O anúncio do Four Even FIDC precedeu em alguns dias a divulgação da venda do catálogo de Bruce Springsteen para a Sony por supostos US$ 500 milhões – a negociação não foi confirmada oficialmente. Em 2020, a Universal Music arrematou os direitos das canções de Bob Dylan por US$ 300 milhões. É três vezes mais do que a cantora Stevie Nicks, integrante do grupo Fleetwood Mac, amealhou ao passar adiante parte de sua obra, no mesmo ano, para a Primary Wave. Tina Turner, Shakira e Neil Young tomaram a mesma decisão – a aquisição de músicas de artistas como eles se deve, sobretudo, aos lucros trazidos pelas plataformas de streaming. Em abril, o compositor paulistano Toquinho cedeu parte dos direitos de obras e fonogramas para a Hurst Capital.

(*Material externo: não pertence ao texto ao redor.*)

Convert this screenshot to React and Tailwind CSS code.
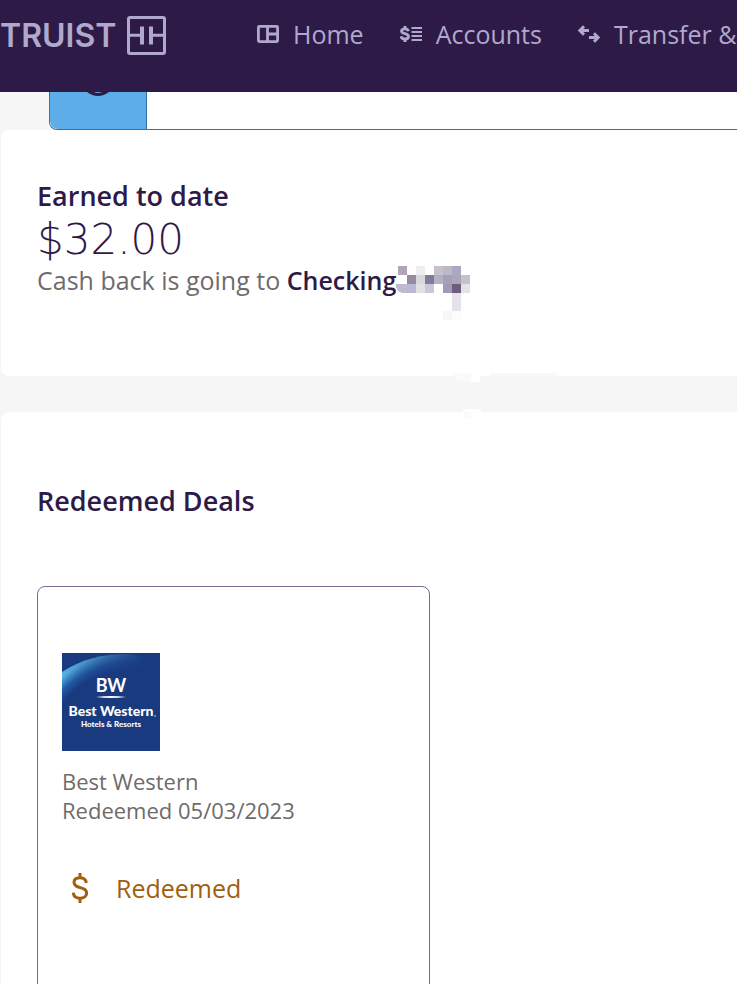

É um negócio totalmente distinto do proposto pelo fundo que a XP Asset criou em parceria com a Opus Entretenimento. Lançado em agosto, é exatamente igual ao Four Even FIDC. Os R$ 260 milhões de investimento inicial, saídos da Opus e do bolso de correntistas graúdos da XP, se traduziram em uma carteira que já vale R$ 270 milhões. “Com a venda dos primeiros 55 shows, obtivemos o retorno de R$ 10 milhões”, explica Filipe Mattos, chefe da área de alternativos/situações especiais da XP Asset e um dos formuladores do fundo, hoje fechado para novos investidores. “O desempenho está sendo melhor do que esperávamos.”

A Opus, que foi fundada em Porto Alegre em 1976, produz espetáculos, administra oito teatros e gerencia a carreira de alguns cantores, entre os quais Seu Jorge, Alexandre Pires, Maurício Manieri e Daniel. Todos eles entraram para o portfólio do fundo, que também amealhou shows de Leonardo, da dupla Bruno e Marrone, dos grupos Raça Negra, KLB, Só Pra Contrariar e Roupa Nova e dos DJs EME e Vintage Culture. Ao todo, adquiriu mais de 1,6 mil apresentações. Para o começo de 2022 está prevista uma nova rodada de investimento de cerca de R$ 100 milhões. O fundo tem prazo de validade de cinco anos.

Três fatores levaram a XP a tirá-lo do papel. A demanda reprimida dos entusiastas de shows após meses de pandemia é o mais óbvio deles. Também constatou-se a disposição atual dessa turma em abrir mais a carteira para ver de perto seus artistas favoritos e o bom andamento da vacinação contra a covid-19 no país. “Vimos uma oportunidade financeira e uma chance para aproximar o mercado financeiro do setor de entretenimento”, acrescenta Mattos. “É um segmento que ficava de fora da cesta de investimentos de muita gente.”

Para a Opus, esse fundo lhe permite ganhar dinheiro e ao mesmo tempo auxiliar a carreira dos cantores e grupos que agencia, além de incentivar a retomada do setor de que depende. “Compramos shows só de artistas consolidados”, diz Lucas Giacomolli, vice-presidente da Opus. “Não estamos fazendo, portanto, nenhuma aposta.” Ele não acredita que fundos do tipo vão mudar completamente a dinâmica de remuneração de estrelas do setor musical. “Muitos nomes devem continuar negociando suas apresentações por conta própria”, argumenta. “Mas com certeza criamos uma ferramenta benéfica para todos os lados envolvidos.”